Metagenomics is the study of genetic material recovered directly environmental samples. The broad field may also be referred to as environmental genomics,ecogenomics or community genomics. Metagenomics offers a powerful lens for viewing the microbial world that has the potential to revolutionize understanding of the entire living world. As the price of DNA sequencing continues to fall, metagenomics now allows microbial ecology to be investigated at a much greater scale and detail than before.
The data generated by metagenomics experiments are both enormous and inherently noisy, containing fragmented data representing as many as 10,000 species. The sequencing of the cow rumen metagenome generated 279 gigabases, or 279 billion base pairs of nucleotide sequence data, while the human gut microbiome gene catalog identified 3.3 million genes assembled from 567.7 gigabases of sequence data. Collecting, curating, and extracting useful biological information from datasets of this size represent significant computational challenges for researchers.

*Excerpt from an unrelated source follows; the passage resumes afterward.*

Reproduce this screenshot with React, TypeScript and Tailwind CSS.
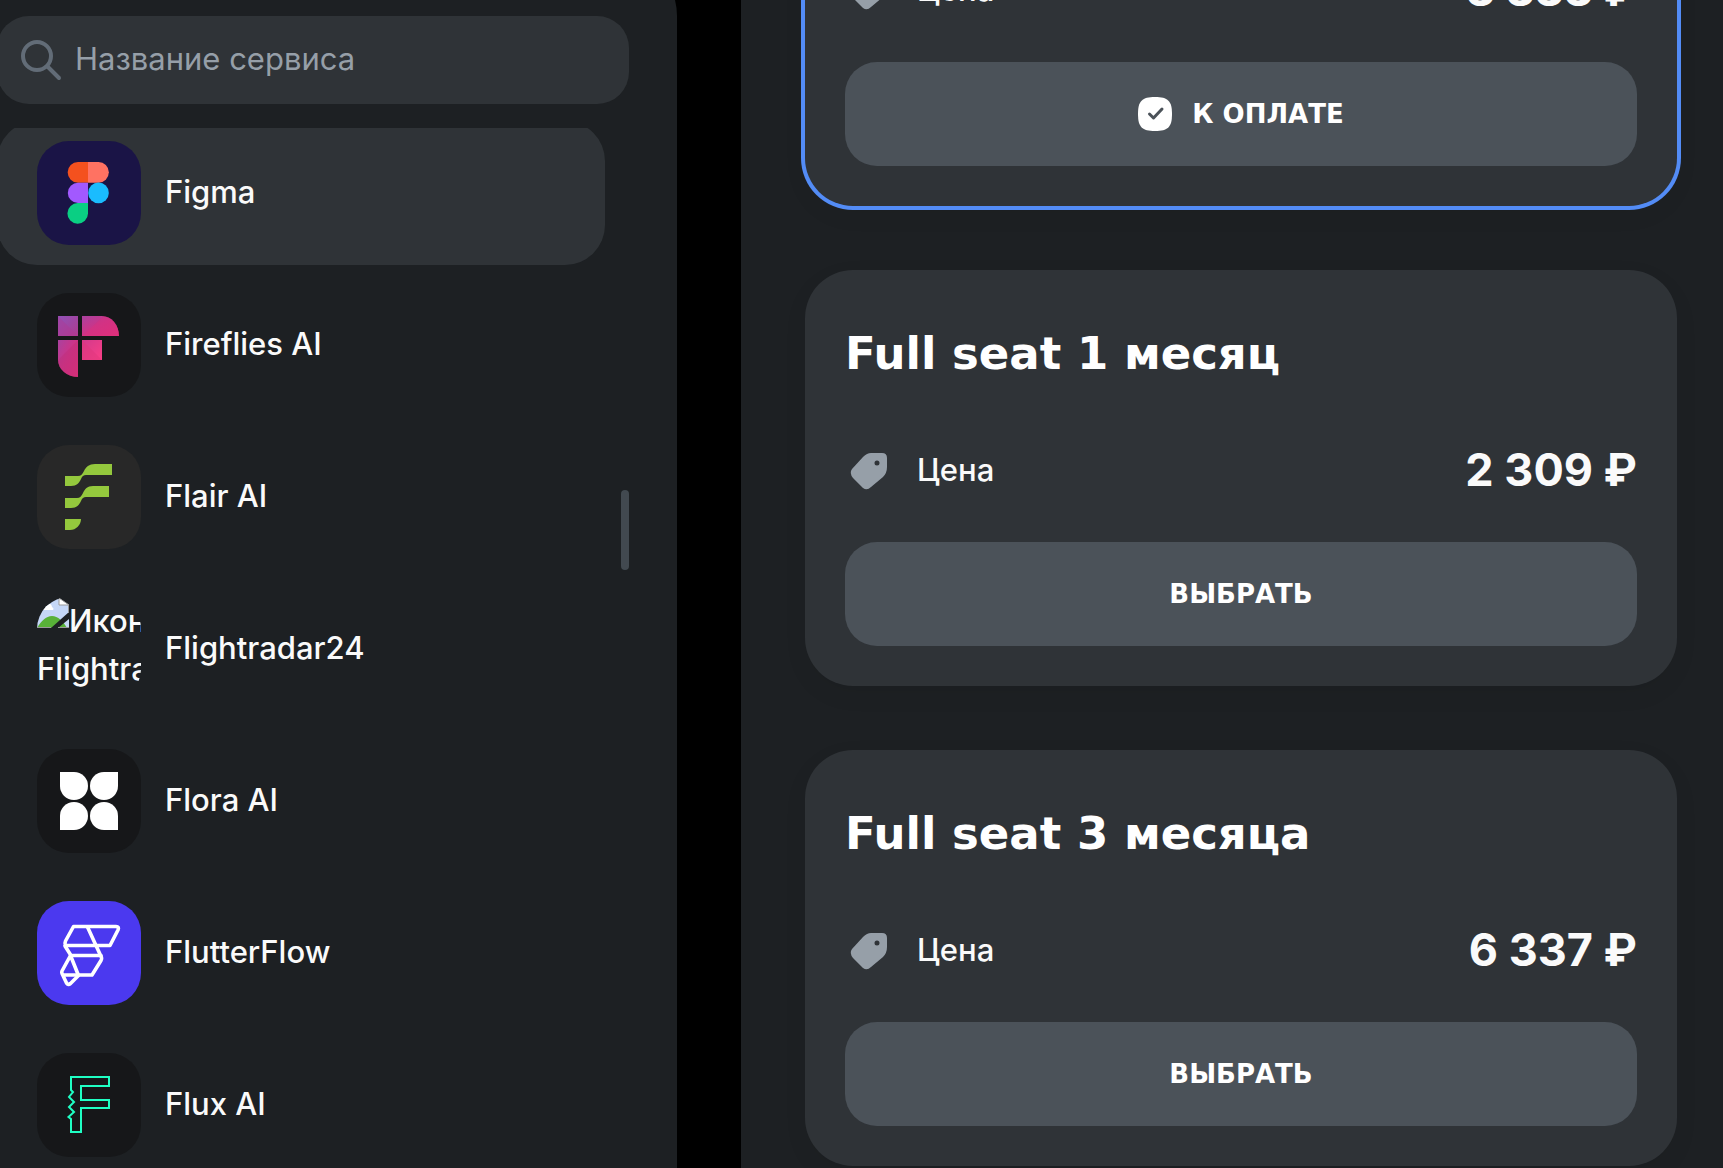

Sequence pre-filtering:- The first step of metagenomic data analysis requires the execution of certain pre-filtering steps, including the removal of redundant, low-quality sequences and sequences of probable eukaryotic origin (especially in metagenomes of human origin). The methods available for the removal of contaminating eukaryotic genomic DNA sequences include Eu-Detect and DeConseq.
Assembly:- DNA sequence data from genomic and metagenomic projects are essentially the same, but genomic sequence data offers higher coverage while metagenomic data is usually highly non-redundant. Furthermore, the increased use of second-generation sequencing technologies with short read lengths means that much of future metagenomic data will be error-prone. Taken in combination, these factors make the assembly of metagenomic sequence reads into genomes difficult and unreliable. Misassemblies are caused by the presence of repetitive DNA sequences that make assembly especially difficult because of the difference in the relative abundance of species present in the sample.
Gene Prediction:- Metagenomic analysis pipelines use two approaches in the annotation of coding regions in the assembled contigs. The first approach is to identify genes based upon homology with genes that are already publicly available in sequence databases, usually by simple BLAST searches. This type of approach is implemented in the program MEGAN4. The second, ab initio, uses intrinsic features of the sequence to predict coding regions based upon gene training sets from related organisms.